CARDINAL PAUL POUPARD: The pope is going to bring together in one ceremony the father of the council and the son who put it into action.
BITTERMANN (voice over): Others will tell you that the reason for creating two new saints is because they share Catholic values that makes them apt role models for our times.
But there`s another, perhaps less spiritual reason- (INAUDIBLE) reflected glory in the most literal sense of the term. But Pope Francis who`s already become more than most popular popes in modern church history to associate himself with two of his predecessors who are also admired can only enhance his reputation. Perhaps, strengthen the church.

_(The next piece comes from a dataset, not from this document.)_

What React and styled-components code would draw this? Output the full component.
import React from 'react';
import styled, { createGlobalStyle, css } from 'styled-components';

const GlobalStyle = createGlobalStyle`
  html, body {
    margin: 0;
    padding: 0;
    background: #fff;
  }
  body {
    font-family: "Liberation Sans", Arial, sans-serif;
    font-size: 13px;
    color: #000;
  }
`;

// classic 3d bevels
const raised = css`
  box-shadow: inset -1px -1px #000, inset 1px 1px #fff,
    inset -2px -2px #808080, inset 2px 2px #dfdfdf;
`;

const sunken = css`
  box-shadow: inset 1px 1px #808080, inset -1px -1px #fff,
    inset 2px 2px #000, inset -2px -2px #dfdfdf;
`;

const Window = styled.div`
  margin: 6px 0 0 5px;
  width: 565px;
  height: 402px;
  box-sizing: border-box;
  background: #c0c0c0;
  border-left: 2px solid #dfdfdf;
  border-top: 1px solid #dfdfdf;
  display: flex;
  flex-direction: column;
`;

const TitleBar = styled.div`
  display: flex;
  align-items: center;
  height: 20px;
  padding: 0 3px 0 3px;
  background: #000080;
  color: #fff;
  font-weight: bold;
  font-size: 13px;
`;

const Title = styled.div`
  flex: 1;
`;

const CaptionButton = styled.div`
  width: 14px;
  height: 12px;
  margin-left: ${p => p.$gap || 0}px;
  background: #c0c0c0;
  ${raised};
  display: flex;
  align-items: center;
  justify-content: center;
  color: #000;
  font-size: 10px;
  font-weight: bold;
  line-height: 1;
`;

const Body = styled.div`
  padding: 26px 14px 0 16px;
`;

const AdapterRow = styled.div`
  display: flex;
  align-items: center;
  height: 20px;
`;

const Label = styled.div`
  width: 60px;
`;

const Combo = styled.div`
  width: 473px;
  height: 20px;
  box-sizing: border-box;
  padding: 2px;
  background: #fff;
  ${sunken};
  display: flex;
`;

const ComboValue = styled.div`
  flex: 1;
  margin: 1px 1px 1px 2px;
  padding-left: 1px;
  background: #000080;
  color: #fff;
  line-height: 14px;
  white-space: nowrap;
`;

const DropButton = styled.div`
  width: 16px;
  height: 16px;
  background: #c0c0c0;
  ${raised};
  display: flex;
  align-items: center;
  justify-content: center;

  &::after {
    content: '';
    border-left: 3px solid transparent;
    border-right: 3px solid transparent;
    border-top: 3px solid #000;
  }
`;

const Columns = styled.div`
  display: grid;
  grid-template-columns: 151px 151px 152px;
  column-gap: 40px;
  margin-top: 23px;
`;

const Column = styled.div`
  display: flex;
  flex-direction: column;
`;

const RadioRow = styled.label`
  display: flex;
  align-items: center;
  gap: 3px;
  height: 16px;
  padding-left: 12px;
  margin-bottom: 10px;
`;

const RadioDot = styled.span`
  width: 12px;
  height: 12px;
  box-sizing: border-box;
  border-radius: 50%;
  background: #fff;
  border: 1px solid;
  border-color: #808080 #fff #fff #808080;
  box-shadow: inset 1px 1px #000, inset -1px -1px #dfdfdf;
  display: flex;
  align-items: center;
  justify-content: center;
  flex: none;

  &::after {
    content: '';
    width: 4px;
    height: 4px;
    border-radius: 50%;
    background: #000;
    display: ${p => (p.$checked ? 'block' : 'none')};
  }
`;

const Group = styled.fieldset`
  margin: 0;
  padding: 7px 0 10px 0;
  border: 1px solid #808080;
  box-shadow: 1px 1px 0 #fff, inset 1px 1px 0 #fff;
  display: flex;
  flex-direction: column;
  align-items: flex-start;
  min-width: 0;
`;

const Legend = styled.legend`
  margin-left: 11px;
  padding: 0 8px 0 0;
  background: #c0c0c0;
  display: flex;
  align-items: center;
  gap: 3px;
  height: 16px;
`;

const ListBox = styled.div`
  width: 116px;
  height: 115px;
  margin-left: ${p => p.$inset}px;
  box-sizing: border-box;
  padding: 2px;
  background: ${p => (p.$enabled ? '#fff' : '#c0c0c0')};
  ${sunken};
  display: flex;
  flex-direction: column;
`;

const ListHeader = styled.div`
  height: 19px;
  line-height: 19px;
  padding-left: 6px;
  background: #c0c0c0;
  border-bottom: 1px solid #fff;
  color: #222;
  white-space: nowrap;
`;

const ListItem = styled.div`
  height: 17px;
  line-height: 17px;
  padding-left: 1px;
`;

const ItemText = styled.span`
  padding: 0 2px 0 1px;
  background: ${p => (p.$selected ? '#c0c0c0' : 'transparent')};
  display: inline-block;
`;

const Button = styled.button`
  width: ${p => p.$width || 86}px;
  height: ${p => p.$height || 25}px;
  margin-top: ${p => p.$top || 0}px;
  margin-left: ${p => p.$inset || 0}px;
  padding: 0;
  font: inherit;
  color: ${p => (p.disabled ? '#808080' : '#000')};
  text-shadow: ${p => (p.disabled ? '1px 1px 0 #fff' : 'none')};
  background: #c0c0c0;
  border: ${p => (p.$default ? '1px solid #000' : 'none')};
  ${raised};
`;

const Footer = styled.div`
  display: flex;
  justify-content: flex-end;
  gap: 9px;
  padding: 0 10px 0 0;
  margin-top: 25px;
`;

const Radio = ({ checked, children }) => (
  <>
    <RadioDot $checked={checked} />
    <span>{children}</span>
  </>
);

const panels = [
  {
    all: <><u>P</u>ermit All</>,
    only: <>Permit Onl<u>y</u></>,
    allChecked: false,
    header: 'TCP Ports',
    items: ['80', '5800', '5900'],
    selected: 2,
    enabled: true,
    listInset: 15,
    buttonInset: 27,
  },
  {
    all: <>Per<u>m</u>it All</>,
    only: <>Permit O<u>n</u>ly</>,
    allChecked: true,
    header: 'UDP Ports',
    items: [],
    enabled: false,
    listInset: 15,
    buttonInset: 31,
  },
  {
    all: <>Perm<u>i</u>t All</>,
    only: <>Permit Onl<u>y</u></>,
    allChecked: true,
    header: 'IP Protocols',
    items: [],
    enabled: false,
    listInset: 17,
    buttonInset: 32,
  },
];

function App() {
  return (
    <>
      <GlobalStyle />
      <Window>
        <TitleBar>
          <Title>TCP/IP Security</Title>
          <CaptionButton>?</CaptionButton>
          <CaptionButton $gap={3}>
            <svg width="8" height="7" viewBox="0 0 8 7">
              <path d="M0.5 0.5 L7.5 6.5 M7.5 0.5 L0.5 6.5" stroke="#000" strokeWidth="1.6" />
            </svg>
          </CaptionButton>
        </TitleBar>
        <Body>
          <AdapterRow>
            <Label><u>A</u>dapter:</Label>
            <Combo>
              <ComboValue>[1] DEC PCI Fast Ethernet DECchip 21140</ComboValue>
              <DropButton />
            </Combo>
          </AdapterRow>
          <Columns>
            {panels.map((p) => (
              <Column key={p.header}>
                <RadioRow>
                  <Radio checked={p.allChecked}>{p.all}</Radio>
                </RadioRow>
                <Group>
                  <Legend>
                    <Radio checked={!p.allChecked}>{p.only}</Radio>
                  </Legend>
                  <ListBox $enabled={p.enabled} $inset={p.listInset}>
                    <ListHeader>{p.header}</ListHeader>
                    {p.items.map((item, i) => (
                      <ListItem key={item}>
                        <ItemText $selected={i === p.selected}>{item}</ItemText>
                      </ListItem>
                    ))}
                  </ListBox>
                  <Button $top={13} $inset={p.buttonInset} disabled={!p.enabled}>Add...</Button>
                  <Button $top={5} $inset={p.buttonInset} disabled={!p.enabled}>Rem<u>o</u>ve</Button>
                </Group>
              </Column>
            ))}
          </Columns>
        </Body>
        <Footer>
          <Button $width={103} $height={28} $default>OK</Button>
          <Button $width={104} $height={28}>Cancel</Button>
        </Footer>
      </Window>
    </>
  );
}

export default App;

In fact, Francis, John XXIII and John Paul II are three church superstars coming together for a one conanicomono (ph) certain to unite Catholics and perhaps, renew their faith. So, although Catholic Church already has thousands of Saints and adding two more might not seem like such a big deal, but that canonization of two popes takes on a historical, theological and popular significance, many church fathers hope will give new energy to a most ancient organization. Jim Bittermann, CNN, Rome.
AZUZ: The base day leads things off for today CNN STUDENT NEWS "Roll Call." Mansfield, Massachusetts, the Hornets are watching. They are honed in at Mansfield High School. Whether you call Illinois, the prairie state or the land of Lincoln, Danville High School is where you`ll find the Vikings. They are online in Danville. And North Dakota has a few state nicknames, the city of Belcourt is home of the Braves. They are watching from Turtle Mountain Middle School. Good to see you.

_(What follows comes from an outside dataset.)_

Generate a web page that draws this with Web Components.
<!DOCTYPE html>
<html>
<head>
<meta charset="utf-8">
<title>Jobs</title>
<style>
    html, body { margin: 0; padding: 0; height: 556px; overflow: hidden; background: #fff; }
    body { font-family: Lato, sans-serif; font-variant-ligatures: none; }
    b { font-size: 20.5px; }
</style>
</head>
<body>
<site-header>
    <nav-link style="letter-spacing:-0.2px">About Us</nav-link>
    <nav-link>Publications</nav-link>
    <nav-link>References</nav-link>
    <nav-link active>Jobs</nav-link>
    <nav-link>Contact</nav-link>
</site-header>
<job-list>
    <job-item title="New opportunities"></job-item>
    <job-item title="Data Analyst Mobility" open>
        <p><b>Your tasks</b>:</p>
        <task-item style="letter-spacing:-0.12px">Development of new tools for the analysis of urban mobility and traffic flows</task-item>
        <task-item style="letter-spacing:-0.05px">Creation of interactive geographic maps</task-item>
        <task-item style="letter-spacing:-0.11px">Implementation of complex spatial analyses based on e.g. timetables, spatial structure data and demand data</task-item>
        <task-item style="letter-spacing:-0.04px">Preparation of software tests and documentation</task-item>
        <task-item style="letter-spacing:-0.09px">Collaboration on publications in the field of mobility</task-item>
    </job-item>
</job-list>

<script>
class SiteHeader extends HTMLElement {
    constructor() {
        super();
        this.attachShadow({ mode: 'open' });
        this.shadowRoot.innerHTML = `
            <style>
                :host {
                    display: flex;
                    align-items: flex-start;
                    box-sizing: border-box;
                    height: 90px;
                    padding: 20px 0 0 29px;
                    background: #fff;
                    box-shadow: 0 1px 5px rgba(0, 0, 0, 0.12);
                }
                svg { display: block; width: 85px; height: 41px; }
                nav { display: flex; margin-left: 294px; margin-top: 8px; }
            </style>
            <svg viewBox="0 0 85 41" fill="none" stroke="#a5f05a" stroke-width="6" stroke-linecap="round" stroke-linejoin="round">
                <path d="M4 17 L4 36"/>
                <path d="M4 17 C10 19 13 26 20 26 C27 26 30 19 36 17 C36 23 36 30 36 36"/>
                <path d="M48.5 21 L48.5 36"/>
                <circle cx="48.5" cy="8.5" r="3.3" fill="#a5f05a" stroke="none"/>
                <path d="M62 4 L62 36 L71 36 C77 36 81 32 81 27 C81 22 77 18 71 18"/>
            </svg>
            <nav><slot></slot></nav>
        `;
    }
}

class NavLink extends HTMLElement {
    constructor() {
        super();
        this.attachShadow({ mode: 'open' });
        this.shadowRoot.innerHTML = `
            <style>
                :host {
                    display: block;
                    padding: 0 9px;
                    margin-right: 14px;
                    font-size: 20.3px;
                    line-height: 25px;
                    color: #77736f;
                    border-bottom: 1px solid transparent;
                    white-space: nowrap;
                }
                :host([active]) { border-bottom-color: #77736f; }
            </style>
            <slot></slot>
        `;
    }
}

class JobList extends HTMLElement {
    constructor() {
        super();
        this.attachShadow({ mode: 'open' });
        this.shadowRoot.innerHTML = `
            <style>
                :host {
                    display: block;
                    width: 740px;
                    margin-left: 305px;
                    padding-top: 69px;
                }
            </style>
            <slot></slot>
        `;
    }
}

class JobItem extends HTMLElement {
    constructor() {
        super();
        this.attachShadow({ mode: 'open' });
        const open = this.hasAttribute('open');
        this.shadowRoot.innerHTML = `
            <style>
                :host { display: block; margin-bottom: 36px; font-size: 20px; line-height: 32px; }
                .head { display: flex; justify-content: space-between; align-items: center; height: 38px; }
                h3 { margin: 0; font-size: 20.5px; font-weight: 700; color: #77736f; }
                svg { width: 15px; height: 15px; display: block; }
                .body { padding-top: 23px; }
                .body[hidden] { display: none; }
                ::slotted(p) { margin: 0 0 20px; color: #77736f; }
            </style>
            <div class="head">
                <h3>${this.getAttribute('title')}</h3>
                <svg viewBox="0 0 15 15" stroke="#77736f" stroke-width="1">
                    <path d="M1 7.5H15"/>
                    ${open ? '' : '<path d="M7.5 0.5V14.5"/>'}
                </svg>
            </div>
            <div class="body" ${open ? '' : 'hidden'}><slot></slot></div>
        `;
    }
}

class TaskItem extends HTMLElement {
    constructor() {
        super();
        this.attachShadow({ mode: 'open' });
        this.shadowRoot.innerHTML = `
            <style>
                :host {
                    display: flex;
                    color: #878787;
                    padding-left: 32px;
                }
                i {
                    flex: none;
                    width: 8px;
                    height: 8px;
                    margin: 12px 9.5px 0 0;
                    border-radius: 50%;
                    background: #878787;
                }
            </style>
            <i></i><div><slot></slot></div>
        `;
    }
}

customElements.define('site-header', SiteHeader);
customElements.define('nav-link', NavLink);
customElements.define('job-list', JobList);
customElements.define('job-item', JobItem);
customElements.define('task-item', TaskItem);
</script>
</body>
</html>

UF: Time for the "Shoutout." Which of these professional sports venues was the last to have lights installed. If you think you know it, shout it out!
Was it, Lambeau Field, Wrigley Field, Fenway Park or Soldier Field? You`ve got three seconds, go!
Night games couldn`t be played at Wrigley Field until 1988 when lights were finally installed. That`s your answer and that`s our "Shoutout."
AZUZ: Why did it take so long? Well, for one thing, the Chicagoans who lived around the stadium simply didn`t want it lit up at night. When it was, on August 8, 1988, the Chicago Cubs with home field advantage were leading Philadelphia Phillies three to one. But it rained so hard in the fourth inning that the game was called. The next night, though, the cubs beat the New York Mets six to four, all part of the storied history of America`s oldest stadium. Wrigley is turning 100.
UNIDENTIFIED MALE: And now we take you to beautiful Wrigley Field, the home of the Chicago Cubs.
TED ROWLANDS, CNN CORRESPONDENT: From Babe Ruth`s legendary called shot homerun to Steve Bartman .
UNIDENTIFIED MALE: That`s closed to fan interference right there.
ROWLANDS: And, of course, Billy Goat. For the last 100 years millions have experienced the joy .
(CHEERS AND APPLAUSE)
ROWLANDS: And heartbreak of Wrigley Field.
CHRIS KIRKOS, CUBS FAN: The ball landed a few feet away from me at my right.
ROWLANDS: Chris Kirkos was in the left Field Bleachers. 44 years ago, when Mr. Cub Ernie Banks hit his 500 homerun.
KIRKOS: It was one of the most beautiful and remarkable days in my life. I love baseball.
UNIDENTIFIED MALE: Hot dogs!
ROWLANDS: History is everywhere here, from the Ivy on the outfield wall to the center field scoreboard built in the 1930s and still manually operated by guys like Darryl Wilson who`s been working here for almost 30 years.
DARRYL WILSON, SCOREBOARD OPERATOR: Anytime you come to Wrigley, you know, you are going to - you are going to have a good time, no matter if they win or lose.
TOM RICKETTS, CUBS OWNER: Did you catch a baseball yet?
ROWLANDS: Plenty of people have also found love at Wrigley. , Tom Ricketts met his wife Cecilia as a fan in this Centerfield Bleachers 23 years ago.
RICKETTS: So you guys be good. Take care.
ROWLANDS: Now, he`s the team owner.
RICKETTS: The beauty of 100-year old ball park is, this is the Ball Park that your dad took you to. This is the ball park that his dad brought him to. And this is the ball park that your great grandfather you`re your grandfather to. So, it`s got that history.
ROWLANDS: Legendary Cubs announcer Harry Caray spend 16 years with the Cubs singing "Take me Out to the Ball Game" during the seventh inning stretch. Ted Rowlands, CNN, Chicago.
AZUZ: Most grocery stores advertise that they are about low prices and high quality. This one is raising the bar, and customers are leaping with joy. OK, not exactly. But the high jumping going on at the Hy-Vee grocery store, the Hy-Vee high jump, if you will, is part of an Iowans effort to get track and field events out of Drake Stadium in Des Moines and into the community. Nearly 1000 onlookers jumped at the chance to watch.
It was high excitement at the trek meet department. We can`t say any records were produced. That`d be kind of a leap, and someone would have had the market. But the event gave the store a leg up on the competition, brought people running down the aisle, and it was shoe funding. Check out. I`m Carl Azuz, and that`s another show in the bag you all.